The request: Copy the data exactly as it appears, and do not include any pictures.

Dataset excerpt:
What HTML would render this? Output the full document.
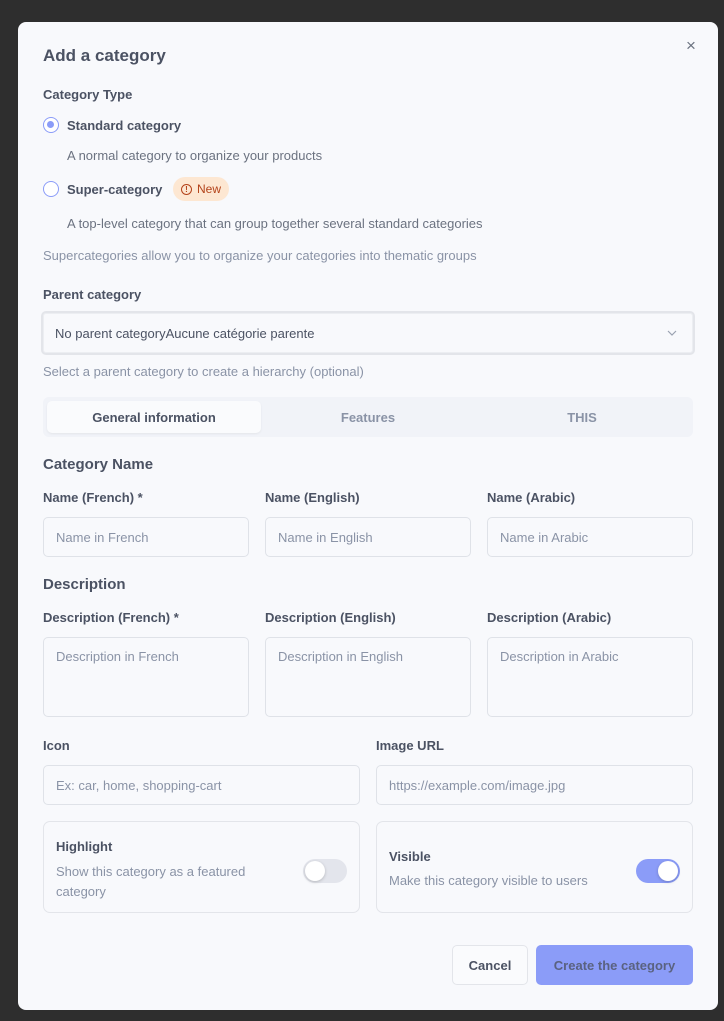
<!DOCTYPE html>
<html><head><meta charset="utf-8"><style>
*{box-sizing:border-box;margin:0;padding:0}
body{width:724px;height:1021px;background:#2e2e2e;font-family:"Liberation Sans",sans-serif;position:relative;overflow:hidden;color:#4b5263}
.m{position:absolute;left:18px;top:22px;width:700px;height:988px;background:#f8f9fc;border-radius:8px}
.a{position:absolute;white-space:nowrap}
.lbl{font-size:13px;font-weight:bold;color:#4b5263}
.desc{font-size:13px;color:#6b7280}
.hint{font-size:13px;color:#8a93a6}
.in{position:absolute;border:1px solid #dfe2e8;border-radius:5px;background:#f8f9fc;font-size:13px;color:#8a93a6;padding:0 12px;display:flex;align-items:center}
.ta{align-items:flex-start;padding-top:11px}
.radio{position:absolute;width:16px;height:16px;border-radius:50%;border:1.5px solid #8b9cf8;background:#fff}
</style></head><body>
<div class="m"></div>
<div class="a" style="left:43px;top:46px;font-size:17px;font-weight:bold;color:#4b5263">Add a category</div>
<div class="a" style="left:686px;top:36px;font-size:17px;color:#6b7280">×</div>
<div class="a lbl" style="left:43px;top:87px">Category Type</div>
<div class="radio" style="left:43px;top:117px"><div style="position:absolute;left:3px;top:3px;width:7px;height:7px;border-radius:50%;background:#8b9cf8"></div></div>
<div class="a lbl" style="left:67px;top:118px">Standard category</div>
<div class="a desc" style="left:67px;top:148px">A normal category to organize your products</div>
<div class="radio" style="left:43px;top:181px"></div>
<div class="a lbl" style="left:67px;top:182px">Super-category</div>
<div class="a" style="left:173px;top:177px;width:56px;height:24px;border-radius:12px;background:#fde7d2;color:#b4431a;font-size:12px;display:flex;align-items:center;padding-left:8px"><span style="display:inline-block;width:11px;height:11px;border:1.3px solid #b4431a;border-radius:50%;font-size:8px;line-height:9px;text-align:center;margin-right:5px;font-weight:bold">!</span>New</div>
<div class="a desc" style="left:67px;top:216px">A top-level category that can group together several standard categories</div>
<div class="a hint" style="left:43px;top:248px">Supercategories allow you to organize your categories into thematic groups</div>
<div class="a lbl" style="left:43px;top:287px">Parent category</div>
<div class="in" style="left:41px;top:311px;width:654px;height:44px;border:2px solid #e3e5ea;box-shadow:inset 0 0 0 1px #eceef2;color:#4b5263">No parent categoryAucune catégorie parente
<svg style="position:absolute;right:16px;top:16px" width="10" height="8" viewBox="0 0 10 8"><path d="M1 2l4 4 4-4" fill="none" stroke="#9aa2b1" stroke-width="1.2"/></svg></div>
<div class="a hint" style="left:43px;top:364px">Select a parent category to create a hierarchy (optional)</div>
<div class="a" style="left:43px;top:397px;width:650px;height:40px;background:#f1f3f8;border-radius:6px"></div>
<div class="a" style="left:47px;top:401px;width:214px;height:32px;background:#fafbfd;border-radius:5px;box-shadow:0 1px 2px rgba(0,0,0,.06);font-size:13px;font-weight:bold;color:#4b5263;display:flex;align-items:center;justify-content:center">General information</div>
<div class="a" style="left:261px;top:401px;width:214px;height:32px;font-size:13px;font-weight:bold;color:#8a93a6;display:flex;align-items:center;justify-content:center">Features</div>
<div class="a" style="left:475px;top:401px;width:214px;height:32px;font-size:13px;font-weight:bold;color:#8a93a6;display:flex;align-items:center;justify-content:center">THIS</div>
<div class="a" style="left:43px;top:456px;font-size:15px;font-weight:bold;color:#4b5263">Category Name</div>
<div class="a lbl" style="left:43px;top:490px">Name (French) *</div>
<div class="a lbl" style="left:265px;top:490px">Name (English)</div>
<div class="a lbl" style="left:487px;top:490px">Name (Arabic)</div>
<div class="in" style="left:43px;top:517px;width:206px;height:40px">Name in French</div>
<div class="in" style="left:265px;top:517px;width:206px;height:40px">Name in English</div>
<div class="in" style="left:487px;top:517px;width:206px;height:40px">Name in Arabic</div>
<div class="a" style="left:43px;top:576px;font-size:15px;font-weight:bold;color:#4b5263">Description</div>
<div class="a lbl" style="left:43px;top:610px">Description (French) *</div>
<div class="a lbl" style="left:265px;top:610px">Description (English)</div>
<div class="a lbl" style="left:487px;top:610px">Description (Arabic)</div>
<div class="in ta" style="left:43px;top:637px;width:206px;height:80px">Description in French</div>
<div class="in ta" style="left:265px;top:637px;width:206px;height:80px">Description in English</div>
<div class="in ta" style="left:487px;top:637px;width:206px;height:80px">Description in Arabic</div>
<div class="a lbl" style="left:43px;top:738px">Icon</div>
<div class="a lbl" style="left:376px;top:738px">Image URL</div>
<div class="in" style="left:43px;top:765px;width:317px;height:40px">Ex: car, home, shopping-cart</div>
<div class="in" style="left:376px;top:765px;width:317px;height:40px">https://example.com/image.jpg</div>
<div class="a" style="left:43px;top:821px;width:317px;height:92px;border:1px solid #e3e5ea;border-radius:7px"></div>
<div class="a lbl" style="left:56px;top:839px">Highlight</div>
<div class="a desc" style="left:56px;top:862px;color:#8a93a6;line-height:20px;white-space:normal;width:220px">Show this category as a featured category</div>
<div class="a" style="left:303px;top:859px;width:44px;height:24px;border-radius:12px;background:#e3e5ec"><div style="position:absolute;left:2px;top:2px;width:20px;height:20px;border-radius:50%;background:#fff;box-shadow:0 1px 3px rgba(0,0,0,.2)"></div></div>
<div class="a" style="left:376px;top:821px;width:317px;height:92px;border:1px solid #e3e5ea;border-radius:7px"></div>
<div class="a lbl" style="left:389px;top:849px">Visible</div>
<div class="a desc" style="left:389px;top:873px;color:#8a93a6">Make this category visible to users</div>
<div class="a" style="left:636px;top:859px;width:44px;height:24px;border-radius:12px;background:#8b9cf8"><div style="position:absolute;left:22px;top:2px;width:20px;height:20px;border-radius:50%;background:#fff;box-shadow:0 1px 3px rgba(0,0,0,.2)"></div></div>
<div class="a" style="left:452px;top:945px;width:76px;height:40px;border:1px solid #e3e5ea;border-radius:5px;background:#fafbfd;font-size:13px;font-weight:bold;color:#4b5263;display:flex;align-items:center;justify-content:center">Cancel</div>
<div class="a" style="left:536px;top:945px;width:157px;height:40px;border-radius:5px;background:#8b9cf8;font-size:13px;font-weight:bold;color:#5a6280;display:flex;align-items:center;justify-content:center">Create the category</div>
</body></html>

The result:
What HTML would render this? Output the full document.
<!DOCTYPE html>
<html><head><meta charset="utf-8"><style>
*{box-sizing:border-box;margin:0;padding:0}
body{width:724px;height:1021px;background:#2e2e2e;font-family:"Liberation Sans",sans-serif;position:relative;overflow:hidden;color:#4b5263}
.m{position:absolute;left:18px;top:22px;width:700px;height:988px;background:#f8f9fc;border-radius:8px}
.a{position:absolute;white-space:nowrap}
.lbl{font-size:13px;font-weight:bold;color:#4b5263}
.desc{font-size:13px;color:#6b7280}
.hint{font-size:13px;color:#8a93a6}
.in{position:absolute;border:1px solid #dfe2e8;border-radius:5px;background:#f8f9fc;font-size:13px;color:#8a93a6;padding:0 12px;display:flex;align-items:center}
.ta{align-items:flex-start;padding-top:11px}
.radio{position:absolute;width:16px;height:16px;border-radius:50%;border:1.5px solid #8b9cf8;background:#fff}
</style></head><body>
<div class="m"></div>
<div class="a" style="left:43px;top:46px;font-size:17px;font-weight:bold;color:#4b5263">Add a category</div>
<div class="a" style="left:686px;top:36px;font-size:17px;color:#6b7280">×</div>
<div class="a lbl" style="left:43px;top:87px">Category Type</div>
<div class="radio" style="left:43px;top:117px"><div style="position:absolute;left:3px;top:3px;width:7px;height:7px;border-radius:50%;background:#8b9cf8"></div></div>
<div class="a lbl" style="left:67px;top:118px">Standard category</div>
<div class="a desc" style="left:67px;top:148px">A normal category to organize your products</div>
<div class="radio" style="left:43px;top:181px"></div>
<div class="a lbl" style="left:67px;top:182px">Super-category</div>
<div class="a" style="left:173px;top:177px;width:56px;height:24px;border-radius:12px;background:#fde7d2;color:#b4431a;font-size:12px;display:flex;align-items:center;padding-left:8px"><span style="display:inline-block;width:11px;height:11px;border:1.3px solid #b4431a;border-radius:50%;font-size:8px;line-height:9px;text-align:center;margin-right:5px;font-weight:bold">!</span>New</div>
<div class="a desc" style="left:67px;top:216px">A top-level category that can group together several standard categories</div>
<div class="a hint" style="left:43px;top:248px">Supercategories allow you to organize your categories into thematic groups</div>
<div class="a lbl" style="left:43px;top:287px">Parent category</div>
<div class="in" style="left:41px;top:311px;width:654px;height:44px;border:2px solid #e3e5ea;box-shadow:inset 0 0 0 1px #eceef2;color:#4b5263">No parent categoryAucune catégorie parente
<svg style="position:absolute;right:16px;top:16px" width="10" height="8" viewBox="0 0 10 8"><path d="M1 2l4 4 4-4" fill="none" stroke="#9aa2b1" stroke-width="1.2"/></svg></div>
<div class="a hint" style="left:43px;top:364px">Select a parent category to create a hierarchy (optional)</div>
<div class="a" style="left:43px;top:397px;width:650px;height:40px;background:#f1f3f8;border-radius:6px"></div>
<div class="a" style="left:47px;top:401px;width:214px;height:32px;background:#fafbfd;border-radius:5px;box-shadow:0 1px 2px rgba(0,0,0,.06);font-size:13px;font-weight:bold;color:#4b5263;display:flex;align-items:center;justify-content:center">General information</div>
<div class="a" style="left:261px;top:401px;width:214px;height:32px;font-size:13px;font-weight:bold;color:#8a93a6;display:flex;align-items:center;justify-content:center">Features</div>
<div class="a" style="left:475px;top:401px;width:214px;height:32px;font-size:13px;font-weight:bold;color:#8a93a6;display:flex;align-items:center;justify-content:center">THIS</div>
<div class="a" style="left:43px;top:456px;font-size:15px;font-weight:bold;color:#4b5263">Category Name</div>
<div class="a lbl" style="left:43px;top:490px">Name (French) *</div>
<div class="a lbl" style="left:265px;top:490px">Name (English)</div>
<div class="a lbl" style="left:487px;top:490px">Name (Arabic)</div>
<div class="in" style="left:43px;top:517px;width:206px;height:40px">Name in French</div>
<div class="in" style="left:265px;top:517px;width:206px;height:40px">Name in English</div>
<div class="in" style="left:487px;top:517px;width:206px;height:40px">Name in Arabic</div>
<div class="a" style="left:43px;top:576px;font-size:15px;font-weight:bold;color:#4b5263">Description</div>
<div class="a lbl" style="left:43px;top:610px">Description (French) *</div>
<div class="a lbl" style="left:265px;top:610px">Description (English)</div>
<div class="a lbl" style="left:487px;top:610px">Description (Arabic)</div>
<div class="in ta" style="left:43px;top:637px;width:206px;height:80px">Description in French</div>
<div class="in ta" style="left:265px;top:637px;width:206px;height:80px">Description in English</div>
<div class="in ta" style="left:487px;top:637px;width:206px;height:80px">Description in Arabic</div>
<div class="a lbl" style="left:43px;top:738px">Icon</div>
<div class="a lbl" style="left:376px;top:738px">Image URL</div>
<div class="in" style="left:43px;top:765px;width:317px;height:40px">Ex: car, home, shopping-cart</div>
<div class="in" style="left:376px;top:765px;width:317px;height:40px">https://example.com/image.jpg</div>
<div class="a" style="left:43px;top:821px;width:317px;height:92px;border:1px solid #e3e5ea;border-radius:7px"></div>
<div class="a lbl" style="left:56px;top:839px">Highlight</div>
<div class="a desc" style="left:56px;top:862px;color:#8a93a6;line-height:20px;white-space:normal;width:220px">Show this category as a featured category</div>
<div class="a" style="left:303px;top:859px;width:44px;height:24px;border-radius:12px;background:#e3e5ec"><div style="position:absolute;left:2px;top:2px;width:20px;height:20px;border-radius:50%;background:#fff;box-shadow:0 1px 3px rgba(0,0,0,.2)"></div></div>
<div class="a" style="left:376px;top:821px;width:317px;height:92px;border:1px solid #e3e5ea;border-radius:7px"></div>
<div class="a lbl" style="left:389px;top:849px">Visible</div>
<div class="a desc" style="left:389px;top:873px;color:#8a93a6">Make this category visible to users</div>
<div class="a" style="left:636px;top:859px;width:44px;height:24px;border-radius:12px;background:#8b9cf8"><div style="position:absolute;left:22px;top:2px;width:20px;height:20px;border-radius:50%;background:#fff;box-shadow:0 1px 3px rgba(0,0,0,.2)"></div></div>
<div class="a" style="left:452px;top:945px;width:76px;height:40px;border:1px solid #e3e5ea;border-radius:5px;background:#fafbfd;font-size:13px;font-weight:bold;color:#4b5263;display:flex;align-items:center;justify-content:center">Cancel</div>
<div class="a" style="left:536px;top:945px;width:157px;height:40px;border-radius:5px;background:#8b9cf8;font-size:13px;font-weight:bold;color:#5a6280;display:flex;align-items:center;justify-content:center">Create the category</div>
</body></html>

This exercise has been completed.